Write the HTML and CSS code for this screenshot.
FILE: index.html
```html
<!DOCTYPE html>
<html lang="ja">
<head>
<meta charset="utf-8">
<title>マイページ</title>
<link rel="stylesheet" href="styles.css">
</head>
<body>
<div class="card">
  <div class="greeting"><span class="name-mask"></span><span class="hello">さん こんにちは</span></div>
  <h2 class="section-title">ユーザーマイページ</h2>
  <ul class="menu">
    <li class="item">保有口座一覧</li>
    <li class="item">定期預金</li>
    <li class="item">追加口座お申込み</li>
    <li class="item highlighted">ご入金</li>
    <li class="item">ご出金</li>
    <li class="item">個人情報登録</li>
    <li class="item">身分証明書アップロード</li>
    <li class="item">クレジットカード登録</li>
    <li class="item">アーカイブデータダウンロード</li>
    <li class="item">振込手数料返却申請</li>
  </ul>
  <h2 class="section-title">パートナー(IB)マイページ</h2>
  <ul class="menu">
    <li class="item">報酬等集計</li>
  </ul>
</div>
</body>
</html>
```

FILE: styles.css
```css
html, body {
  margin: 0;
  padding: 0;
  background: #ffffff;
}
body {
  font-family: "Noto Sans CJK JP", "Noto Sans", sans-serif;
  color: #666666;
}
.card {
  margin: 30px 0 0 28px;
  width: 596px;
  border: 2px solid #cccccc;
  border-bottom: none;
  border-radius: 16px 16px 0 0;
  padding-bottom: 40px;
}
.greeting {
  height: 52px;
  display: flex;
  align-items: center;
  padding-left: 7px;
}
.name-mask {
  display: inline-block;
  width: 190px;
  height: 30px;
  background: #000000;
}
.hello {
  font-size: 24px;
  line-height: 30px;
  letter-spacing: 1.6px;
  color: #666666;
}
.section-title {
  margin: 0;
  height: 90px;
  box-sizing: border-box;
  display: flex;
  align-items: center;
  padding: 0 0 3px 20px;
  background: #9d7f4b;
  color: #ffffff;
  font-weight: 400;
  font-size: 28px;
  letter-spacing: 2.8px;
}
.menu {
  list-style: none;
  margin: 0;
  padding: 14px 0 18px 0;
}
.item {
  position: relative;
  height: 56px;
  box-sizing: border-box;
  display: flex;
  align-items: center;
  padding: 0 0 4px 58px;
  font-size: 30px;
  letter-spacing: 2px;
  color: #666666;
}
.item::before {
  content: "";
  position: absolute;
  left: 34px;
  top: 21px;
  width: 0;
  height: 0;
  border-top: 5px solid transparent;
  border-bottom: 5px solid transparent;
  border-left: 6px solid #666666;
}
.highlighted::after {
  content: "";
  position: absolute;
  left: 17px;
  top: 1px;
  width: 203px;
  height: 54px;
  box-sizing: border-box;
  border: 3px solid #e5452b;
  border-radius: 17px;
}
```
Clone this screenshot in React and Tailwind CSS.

▶ Do this
Print the listing above in full, exactly as it is.

▶ Full solution
Write the HTML and CSS code for this screenshot.
FILE: index.html
```html
<!DOCTYPE html>
<html lang="ja">
<head>
<meta charset="utf-8">
<title>マイページ</title>
<link rel="stylesheet" href="styles.css">
</head>
<body>
<div class="card">
  <div class="greeting"><span class="name-mask"></span><span class="hello">さん こんにちは</span></div>
  <h2 class="section-title">ユーザーマイページ</h2>
  <ul class="menu">
    <li class="item">保有口座一覧</li>
    <li class="item">定期預金</li>
    <li class="item">追加口座お申込み</li>
    <li class="item highlighted">ご入金</li>
    <li class="item">ご出金</li>
    <li class="item">個人情報登録</li>
    <li class="item">身分証明書アップロード</li>
    <li class="item">クレジットカード登録</li>
    <li class="item">アーカイブデータダウンロード</li>
    <li class="item">振込手数料返却申請</li>
  </ul>
  <h2 class="section-title">パートナー(IB)マイページ</h2>
  <ul class="menu">
    <li class="item">報酬等集計</li>
  </ul>
</div>
</body>
</html>
```

FILE: styles.css
```css
html, body {
  margin: 0;
  padding: 0;
  background: #ffffff;
}
body {
  font-family: "Noto Sans CJK JP", "Noto Sans", sans-serif;
  color: #666666;
}
.card {
  margin: 30px 0 0 28px;
  width: 596px;
  border: 2px solid #cccccc;
  border-bottom: none;
  border-radius: 16px 16px 0 0;
  padding-bottom: 40px;
}
.greeting {
  height: 52px;
  display: flex;
  align-items: center;
  padding-left: 7px;
}
.name-mask {
  display: inline-block;
  width: 190px;
  height: 30px;
  background: #000000;
}
.hello {
  font-size: 24px;
  line-height: 30px;
  letter-spacing: 1.6px;
  color: #666666;
}
.section-title {
  margin: 0;
  height: 90px;
  box-sizing: border-box;
  display: flex;
  align-items: center;
  padding: 0 0 3px 20px;
  background: #9d7f4b;
  color: #ffffff;
  font-weight: 400;
  font-size: 28px;
  letter-spacing: 2.8px;
}
.menu {
  list-style: none;
  margin: 0;
  padding: 14px 0 18px 0;
}
.item {
  position: relative;
  height: 56px;
  box-sizing: border-box;
  display: flex;
  align-items: center;
  padding: 0 0 4px 58px;
  font-size: 30px;
  letter-spacing: 2px;
  color: #666666;
}
.item::before {
  content: "";
  position: absolute;
  left: 34px;
  top: 21px;
  width: 0;
  height: 0;
  border-top: 5px solid transparent;
  border-bottom: 5px solid transparent;
  border-left: 6px solid #666666;
}
.highlighted::after {
  content: "";
  position: absolute;
  left: 17px;
  top: 1px;
  width: 203px;
  height: 54px;
  box-sizing: border-box;
  border: 3px solid #e5452b;
  border-radius: 17px;
}
```
Clone this screenshot in React and Tailwind CSS.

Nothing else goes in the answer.